Single by Luke Bryan

from the album Doin' My Thing
- Released: May 4, 2009
- Recorded: 2009
- Genre: Country
- Length: 3:57
- Label: Capitol Nashville
- Songwriters: Luke Bryan; Dave Haywood; Charles Kelley;
- Producer: Jeff Stevens

Luke Bryan singles chronology
| "Country Man" (2008) | "Do I" (2009) | "Rain Is a Good Thing" (2010) |

= Do I =

"Do I" is a song co-written and recorded by American country music artist Luke Bryan. It was released in May 2009 as the lead-off single from his album Doin' My Thing. Bryan co-wrote the song with Dave Haywood and Charles Kelley of the group Lady Antebellum, whose co-lead singer Hillary Scott is featured on background vocals. "Do I" is about a couple questioning the status of their relationship.

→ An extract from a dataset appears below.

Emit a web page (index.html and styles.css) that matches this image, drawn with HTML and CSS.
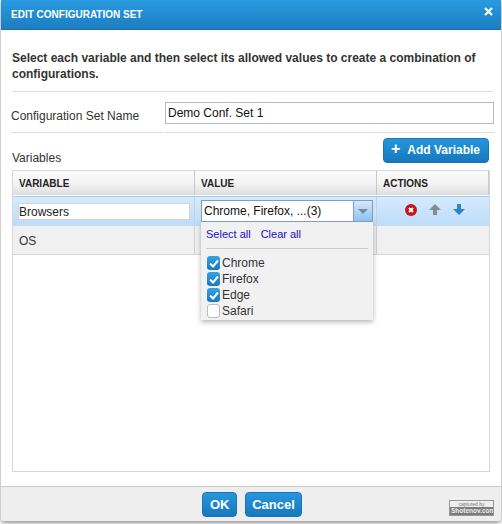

The song received mixed reviews from critics wary of Bryan's delivery in the lyrics. "Do I" peaked at number 2 on both the Billboard Country Airplay and Hot Country Songs charts respectively, both times behind Lady A's own song "Need You Now". It also gave Bryan his first top 40 hit on the Hot 100 chart, charting at number 34. The song was certified 4× Platinum by the Recording Industry Association of America, and has sold 1,755,000 copies in that country as of March 2019. The song also charted in Canada, peaking at number 66 on the Canadian Hot 100 chart.

An accompanying music video for the song, directed by Shaun Silva, is set in a high rise condominium where Bryan contemplates his relationship with his girlfriend.

==Content==
Bryan told CMT that, "the song is about a couple that doesn't know if their worlds are right with each other, or they don't know how their relationship's going down hill".

The song is in the key of A major, with Bryan's vocals ranging from C♯_{3} to F♯_{4}.

==Critical reception==
Stephen M. Deusner of Engine 145 gave the song a thumbs-down. Although he described the lyrics favorably by saying that "the scenario is all the more affecting for its mundanity" and "'Do I' implies no hint of a happily ever after, and that ambiguity gives the lyrics extra impact", Deusner criticized Bryan's vocal performance, saying "it never quite conveys much desperation or despair. There’s no worry in his voice, nor does it sound like he’s trying to keep a stoic front." Chris Neal of Country Weekly described the song favorably in his review of the album, saying that it "shows a knack for convincingly delivering hymns to thwarted love."

==Commercial performance==
"Do I" debuted on the U.S. Billboard Hot Country Songs chart at number 53 for the chart week of May 9, 2009. In November 2009, the song became his first top 40 on the Billboard Hot 100 chart. The song has sold 1,755,000 copies in the U.S. as of March 2019.

==Music video==
The music video was directed by Shaun Silva and was filmed in a high rise condominium in downtown Nashville. It features Luke Bryan dealing with the relationship with his girlfriend. It premiered on Amazon.com on June 29, 2009.

==Charts and certifications==

===Weekly charts===

| Chart (2009–2010) | Peak position |
|---|---|
| Canada Hot 100 (Billboard) | 66 |
| Canada Country (Billboard) | 4 |
| US Country Airplay (Billboard) | 2 |
| US Hot Country Songs (Billboard) | 2 |
| US Billboard Hot 100 | 34 |

===Year-end charts===

| Chart (2009) | Position |
|---|---|
| US Country Songs (Billboard) | 41 |
| Chart (2010) | Position |
| US Country Songs (Billboard) | 59 |

===Certifications===

| Region | Certification | Certified units/sales |
| United States (RIAA) | 5× Platinum | 5,000,000^{‡} |
^{‡} Sales+streaming figures based on certification alone.